Plaintiff claims that the service is not void if it is witnessed by a disinterested third person who is capable of making the service and who signs the affidavit of service. This would make the validity of service depend upon a fortuitous circumstance of which the party ineffectively served may not even be aware. Further, such party knowing that the service was void, would nevertheless have to appear lest someone signs a false affidavit.
Plaintiff also argues that if the superior court had jurisdiction to set aside the judgment, it should have only done so in an independent action in equity. This is not the law. ( Olivera v. Grace, 19 Cal.2d 570, 576 [ 122 P.2d 564, 140 A.L.R. 1328]; Davis v. Davis, 185 Cal.App.2d 788, 791-792 [ 8 Cal.Rptr. 874].)

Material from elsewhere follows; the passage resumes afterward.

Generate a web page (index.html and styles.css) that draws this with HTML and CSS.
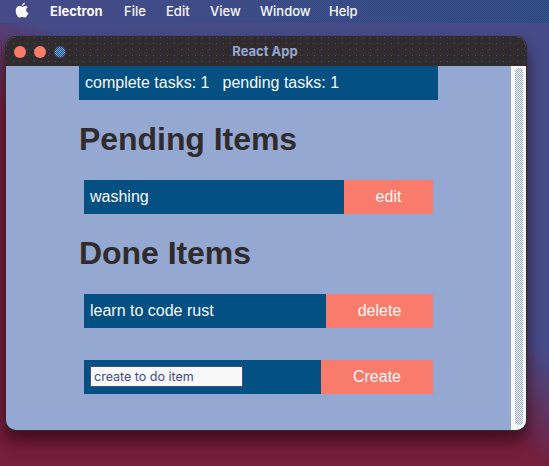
FILE: index.html
```html
<!DOCTYPE html>
<html lang="en">
<head>
<meta charset="utf-8">
<title>React App</title>
<link rel="stylesheet" href="styles.css">
</head>
<body>
<nav class="menubar">
  <svg class="apple" width="14" height="17" viewBox="0 0 14 17"><path fill="currentColor" d="M9.9 0.4C10 1.9 8.700 3.700 7 3.700C6.900 2.200 8.200 0.600 9.900 0.400ZM7.100 4.700C7.800 4.700 8.700 3.900 10.100 3.900C11.200 3.900 12.200 4.400 12.800 5.300C10.400 6.700 10.700 10.100 13.400 11.100C12.800 12.800 11.500 15.500 10 15.500C9 15.500 8.500 14.900 7.300 14.900C6.100 14.900 5.600 15.500 4.600 15.500C2.700 15.500 0.700 11.900 0.700 8.700C0.700 5.600 2.500 4 4.300 4C5.500 4 6.400 4.700 7.100 4.700Z"/></svg>
  <span class="menu app">Electron</span>
  <span class="menu file">File</span>
  <span class="menu edit">Edit</span>
  <span class="menu view">View</span>
  <span class="menu win">Window</span>
  <span class="menu">Help</span>
</nav>
<main class="window">
  <header class="titlebar">
    <div class="lights"><i class="light"></i><i class="light"></i><i class="light zoom"></i></div>
    <span class="title">React App</span>
  </header>
  <div class="body">
    <div class="content">
      <div class="summary"><span>complete tasks: 1</span><span>pending tasks: 1</span></div>
      <h1>Pending Items</h1>
      <div class="item"><span class="label">washing</span><button class="edit-btn">edit</button></div>
      <h1>Done Items</h1>
      <div class="item"><span class="label">learn to code rust</span><button class="delete-btn">delete</button></div>
      <div class="item create"><span class="label"><input type="text" placeholder="create to do item"></span><button class="create-btn">Create</button></div>
    </div>
    <div class="scrollbar"><div class="thumb"></div></div>
  </div>
</main>
</body>
</html>
```
FILE: styles.css
```css
* { box-sizing: border-box; }
body {
  margin: 0;
  width: 549px;
  height: 466px;
  overflow: hidden;
  font: 16px "Liberation Sans", Arial, sans-serif;
  background: linear-gradient(213deg, #464b88 43%, #761e3c 57%);
}
.menubar {
  display: flex;
  height: 23px;
  padding-left: 15px;
  color: #f8f8f8;
  font: 500 13px/23px Inter, sans-serif;
  background:
    linear-gradient(90deg, #464b88, rgba(70, 75, 136, 0.35)),
    repeating-conic-gradient(#464b88 0 25%, #045082 0 50%) 0 0 / 2px 2px;
}
.apple { margin: 2px 21px 0 0; flex: none; }
.menu { flex: none; }
.app { width: 74px; font-weight: 700; }
.file { width: 42px; }
.edit { width: 44px; }
.view { width: 50px; }
.win { width: 69px; }
.window {
  width: 520px;
  height: 393px;
  margin: 14px 0 0 6px;
  border-radius: 10px;
  overflow: hidden;
  background: #95a8d2;
  box-shadow: 0 0 0 1px #302b2d, 0 10px 14px 2px rgba(40, 5, 14, 0.62);
}
.titlebar {
  display: grid;
  grid-template-columns: 1fr auto 1fr;
  align-items: center;
  height: 29px;
  padding-right: 2px;
  background:
    conic-gradient(from 0deg at 1px 1px, transparent 75%, #464b88 0) 0 0 / 7px 6px,
    conic-gradient(from 0deg at 1px 1px, transparent 75%, #6b1e3c 0) 3px 2px / 8px 7px,
    #302b2d;
}
.lights { display: flex; gap: 8px; padding-left: 8px; }
.light { width: 12px; height: 12px; border-radius: 50%; background: #f87b6b; }
.zoom { background: repeating-conic-gradient(#045082 0 25%, #95a8d2 0 50%) 0 0 / 2px 2px; border: 1px solid #464b88; }
.title { color: #95a8d2; font: 700 13px/29px Inter, sans-serif; }
.body { display: flex; height: 364px; }
.content { width: 505px; padding: 0 73px; }
.summary {
  display: flex;
  gap: 13px;
  width: 359px;
  height: 34px;
  padding-left: 6px;
  line-height: 34px;
  color: #f8f8f8;
  background: #045082;
}
h1 {
  margin: 21px 0 0;
  height: 37px;
  font-size: 32px;
  line-height: 37px;
  letter-spacing: -0.05px;
  color: #302b2d;
}
.item {
  display: flex;
  width: 349px;
  height: 34px;
  margin: 22px 0 0 5px;
  color: #f8f8f8;
  background: #045082;
}
.create { margin-top: 32px; }
.label { flex: 1; padding-left: 6px; line-height: 34px; }
button {
  flex: none;
  padding: 0;
  border: 0;
  color: #f8f8f8;
  font: 16px/34px "Liberation Sans", Arial, sans-serif;
  background: #f87b6b;
}
.edit-btn { width: 89px; }
.delete-btn { width: 107px; }
.create-btn { width: 112px; }
input {
  display: block;
  width: 153px;
  height: 21px;
  margin-top: 6px;
  padding: 0 3px;
  border: 1px solid #464b88;
  font: 12.5px Inter, sans-serif;
  background: #f8f8f8;
}
input::placeholder { color: #464b88; opacity: 1; }
.scrollbar { flex: 1; padding: 2px 3px 5px 4px; background: #f8f8f8; }
.thumb {
  height: 100%;
  border-radius: 4px;
  background: repeating-conic-gradient(#95a8d2 0 25%, #f8f8f8 0 50%) 0 0 / 2px 2px;
}
```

Plaintiff complains that the court's order was equivocal. The minute order reads as follows: "It appears that the summons and complaint were served by the plaintiff; on that ground the default of defendant and the judgment are vacated. (C.C.P. 410.) The purported service is quashed." More particularly, the complaint is that the word "appears" is insufficiently strong to imply a finding. We disagree. [4] Anyway, findings are not required to support orders made after motions. They are implicit. ( Mathewson v. Mathewson, 207 Cal.App.2d 532, 535 [ 24 Cal.Rptr. 466].)
Finally it is argued that the declarations do not support the order factually. The points made go to the credibility of the affiants and were resolved by the trial judge. ( Lohman v. Lohman, 29 Cal.2d 144, 149 [ 173 P.2d 657].)
The order is affirmed.
Hufstedler, J., and Stephens, J., concurred.
A petition for rehearing was denied on December 13, 1967, and the opinion was modified to read as printed above. Appellant's petition for a hearing by the Supreme Court was denied January 17, 1968.